Section: New Results
Monitoring content cccess in peer-to-peer networks
Participants : Thibault Cholez, Isabelle Chrisment [ contact ] , Olivier Festor.
Peer-to-peer (P2P) networks are now commonly used to share files within the Internet. They offer lots of advantages compared to the client-server scheme by giving possibility to gather and share a large amount of resources with the collaboration of many individual peers. However, peer-to-peer networks also provide support for harmful and malicious activities that can voluntarily propagate strongly undesirable contents.
As peer-to-peer systems are self-organized, dynamic and do not have a centralized infrastructure, it is not obvious to collect information to measure them and to observe the behavior of malicious users. With passive monitoring we can observe, from one point, the P2P traffic without sending additional data into the network. However, these approaches do not allow to study specific contents at the network scale. Active monitoring removes this drawback but is more intrusive in the sense that some traffic (queries, files) is injected in the network to gather more information concerning the P2P system. Many crawlers have been used to study the different P2P protocols like Gnutella, Napster, e-Donkey and KAD. Alone, a crawler can just observe the network without acting on it. In the case of KAD, a crawler just discovers the peers but not the shared contents. To have a better view of the network and to control it, a crawler has been associated to a Sybil attack which consists in creating a very large number ( ) of fake peers, controlled by one computer, and placing them actively in the part of the DHT to observe.
We showed that recent protection mechanisms have been introduced in KAD to make this intrusive approach inefficient  . We assessed the protection mechanisms entered into recent clients to fight against the Sybil attack in KAD, a widely deployed Distributed Hash Table.
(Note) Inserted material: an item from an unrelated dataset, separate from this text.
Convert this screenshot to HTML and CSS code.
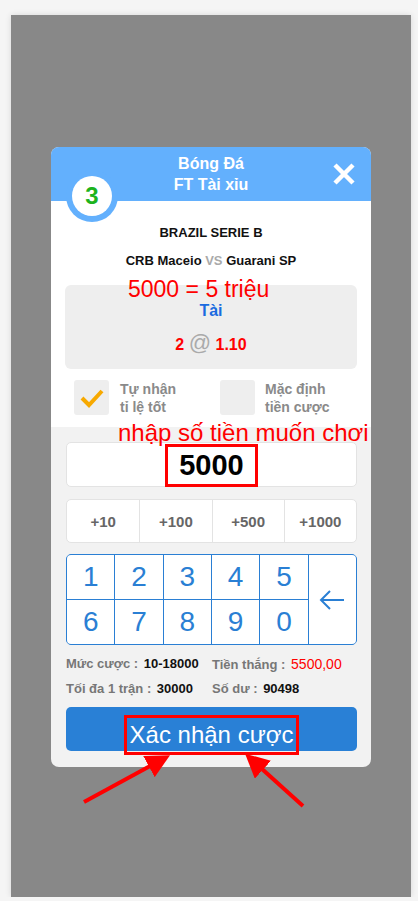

We studied three main mechanisms: a protection against flooding through packet tracking, an IP address limitation and a verification of identities. We evaluated their efficiency by designing and adapting an attack for several KAD clients with different levels of protection. Our results showed that the new security rules mitigate the Sybil attacks previously launched. However, we proved that it is still possible to control a small part of the network despite the new inserted defenses with a distributed eclipse attack and limited resources.
We proposed then a new P2P Honeynet architecture called HAMACK  ,  that bypasses the Sybil attack protection mechanisms introduced recently in KAD. HAMACK is composed of distributed Honeypeers in charge of monitoring and acting on specific malicious contents in KAD through keywords and files. Those Honeypeers are set very close to malicious references of the DHT and are able to take control over them. Our approach does not rely on the injection of Sybils and is absolutely non-intrusive for the network besides the targeted contents. Quiet monitoring of all the incoming requests and eclipsing the malicious contents are some interesting features of HAMACK, to study and protect the network. The most accomplished feature is the possibility to announce many files for a given keyword with realistic and attractive attributes, in particular the number of sources. Through the announcement of fake files, HAMACK is able to attract and capture all the requests of a malicious peer: from the search of a keyword, to the final download request, assessing the actions of malicious users.
To achieve these features, HAMACK exploits the weakness of KAD  allowing to freely choose the KADID of a peer and relies on the very efficient search process of the KAD DHT. As described in our model, a search launched on a target of HAMACK will be captured by the Honeypeers with a very high probability (93 %). Our work highlights a new dilemna of KAD which has to choose between its routing efficiency and the safety of its indexed contents. HAMACK is implemented by a lightweight architecture and fully functional. It uses modified aMuled clients deployed on PlanetLab nodes, and coupled with a secured database. The first experiments run on the real KAD network helped to set the parameters of the architecture. They showed 3 important results: 1- the coordination between Honeypeers increases the efficiency of HAMACK, 2- the architecture has to fit with the latest constraints inserted in KAD and 3- a low upper bound of needed Honeypeers. Then, several experiments were run and showed that HAMACK is extremely efficient to attract all the requests of the target IDs, resulting in the total control of the contents. Finally, our final experiment poisoning a real content confirmed the great importance of controlling the number of sources to make an efficient honeypot.
HAMACK has been designed to study and fight against pedocriminal contents in P2P networks, and was deployed in this purpose  .